- [PROBLEM REQUIREMENTS]: Transcribe all of the material exactly. Any picture in it should be left out.

- [DATA SECTION]:
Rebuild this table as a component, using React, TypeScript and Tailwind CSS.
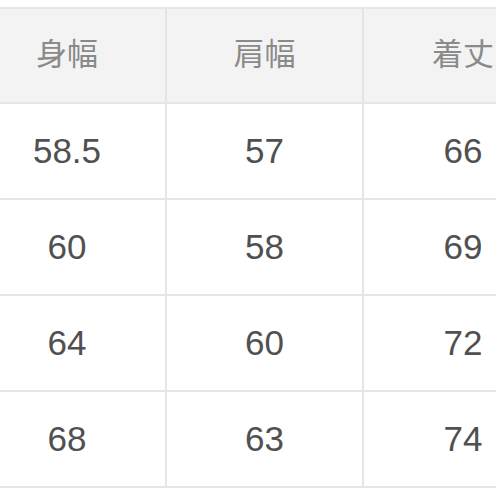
const header = ["身幅", "肩幅", "着丈"];
const rows = [
  ["58.5", "57", "66"],
  ["60", "58", "69"],
  ["64", "60", "72"],
  ["68", "63", "74"],
];

export default function App() {
  return (
    <div className="w-[496px] h-[496px] overflow-hidden bg-white pt-[7px] font-['Liberation_Sans','Noto_Sans_CJK_JP',sans-serif]">
      <div className="ml-[-31px] w-[600px]">
        {/* header */}
        <div className="grid grid-cols-[198px_197px_198px] h-[97px] border-y-2 border-[#e6e6e6] bg-[#f3f3f3]">
          {header.map((h, i) => (
            <div
              key={h}
              className={`flex items-center justify-center text-[31px] text-[#8a8a8a] ${i < 2 ? "border-r-2 border-[#e4e4e4]" : ""}`}
            >
              {h}
            </div>
          ))}
        </div>
        {rows.map((r, ri) => (
          <div
            key={ri}
            className="grid grid-cols-[198px_197px_198px] h-[96px] border-b-2 border-[#e6e6e6]"
          >
            {r.map((v, i) => (
              <div
                key={i}
                className={`flex items-center justify-center text-[35px] text-[#505050] ${i < 2 ? "border-r-2 border-[#e6e6e6]" : ""}`}
              >
                {v}
              </div>
            ))}
          </div>
        ))}
      </div>
    </div>
  );
}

- [SOLUTION TO THIS TASK]:
Rebuild this table as a component, using React, TypeScript and Tailwind CSS.
const header = ["身幅", "肩幅", "着丈"];
const rows = [
  ["58.5", "57", "66"],
  ["60", "58", "69"],
  ["64", "60", "72"],
  ["68", "63", "74"],
];

export default function App() {
  return (
    <div className="w-[496px] h-[496px] overflow-hidden bg-white pt-[7px] font-['Liberation_Sans','Noto_Sans_CJK_JP',sans-serif]">
      <div className="ml-[-31px] w-[600px]">
        {/* header */}
        <div className="grid grid-cols-[198px_197px_198px] h-[97px] border-y-2 border-[#e6e6e6] bg-[#f3f3f3]">
          {header.map((h, i) => (
            <div
              key={h}
              className={`flex items-center justify-center text-[31px] text-[#8a8a8a] ${i < 2 ? "border-r-2 border-[#e4e4e4]" : ""}`}
            >
              {h}
            </div>
          ))}
        </div>
        {rows.map((r, ri) => (
          <div
            key={ri}
            className="grid grid-cols-[198px_197px_198px] h-[96px] border-b-2 border-[#e6e6e6]"
          >
            {r.map((v, i) => (
              <div
                key={i}
                className={`flex items-center justify-center text-[35px] text-[#505050] ${i < 2 ? "border-r-2 border-[#e6e6e6]" : ""}`}
              >
                {v}
              </div>
            ))}
          </div>
        ))}
      </div>
    </div>
  );
}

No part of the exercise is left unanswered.